Opportunity Waterloo, a group of local business leaders, had petitioned for the election after saying private companies were falling short of meeting the high-speed Internet needs of area businesses. And they pointed to the major industrial growth in neighboring Cedar Falls -- and Cedar Falls Utilities' municipally owned fiber-optics telecommunications system -- as a key example of how city-owned utilities can benefit a community.
With communication systems becoming as important as railroads and highways to business enterprise, Opportunity Waterloo pushed for approval to provide at least the threat of a competing system to ensure the city would not be bypassed by the information superhighway.
Heading into election day, referendum supporters were filled with doubts after watching pervasive television commercials and reading mass mailings from Property Taxpayer Protection -- a political action committee financed by private companies -- telling voters municipal telecommunication utilities were money-losing ventures destined to raise their property tax bills.
Mediacom, the city's key provider of cable television and Internet service, launched telephone service soon after the municipal utility push was announced, while company officials countered the city's business community was already well-served by their services.
City Council members in December appointed the five-member utility board to investigate options for a city-run communications service. But no plans to construct infrastructure for the utility currently exist.
10) Pipac announces shutdown, then stays open under new leadership
Convention hostees became nervous and brides became jittery when Greg and LeaAnn Saul, owners of the Pipac Centre on the Lake, announced in July the event center would close by the end of year. The center was considered one of the premier wedding and convention spots in the Cedar Valley.

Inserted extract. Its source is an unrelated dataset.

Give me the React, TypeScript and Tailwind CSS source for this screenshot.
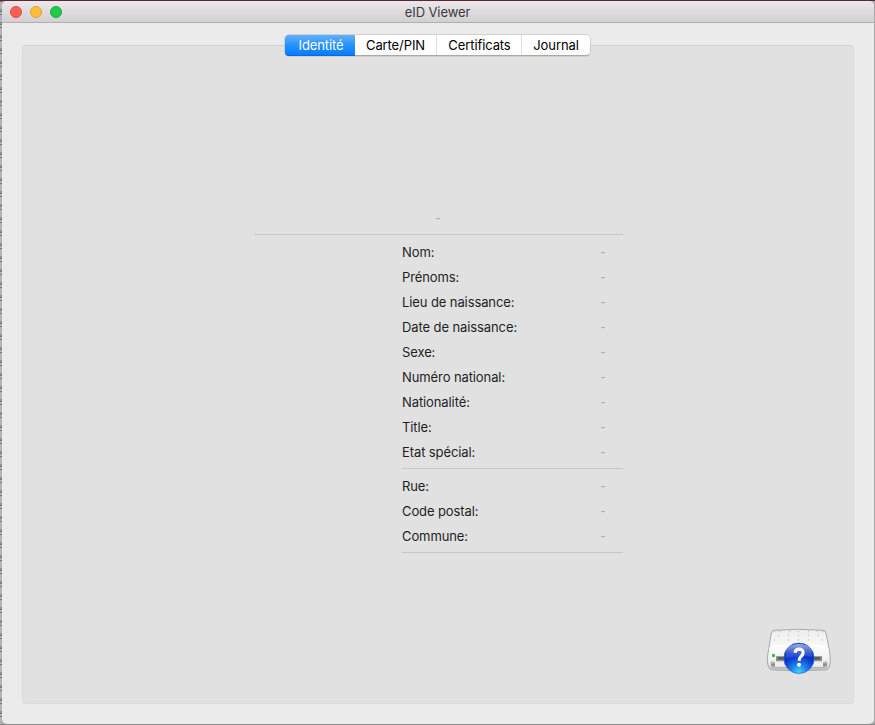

At the same time, the Sauls also closed Bena's Restaurant, which was operating in the same building as the event center.
The primary reason behind the announcement was simply weak business. "When you look at the revenue it takes to support this facility, it's just not there," LeaAnn Saul said at the time.
After the announcement was made, Saul received several phone calls from people in the community. Most people were offering condolences, but one phone call in particular went further. Darin Beck, owner of Barmuda Corp., asked Saul what he could do to help.
The two initially worked out a deal to allow people with gift cards for Bena's Restaurant to use them at certain Barmuda locations, but talks didn't end there. Eventually, Beck reached an agreement with the Sauls to lease the Pipac Centre and restaurant, meaning the center would not close.
"It just made sense for their company and our company to come to this arrangement," Beck said.
Since taking over as management, Beck has reopened the restaurant as Ferrari's Ristorante and changed the name of the event center to Park Place Event Centre.
Sports Editor Doug Newhoff and staff writers Tim Jamison and RC Balaban contributed to this article.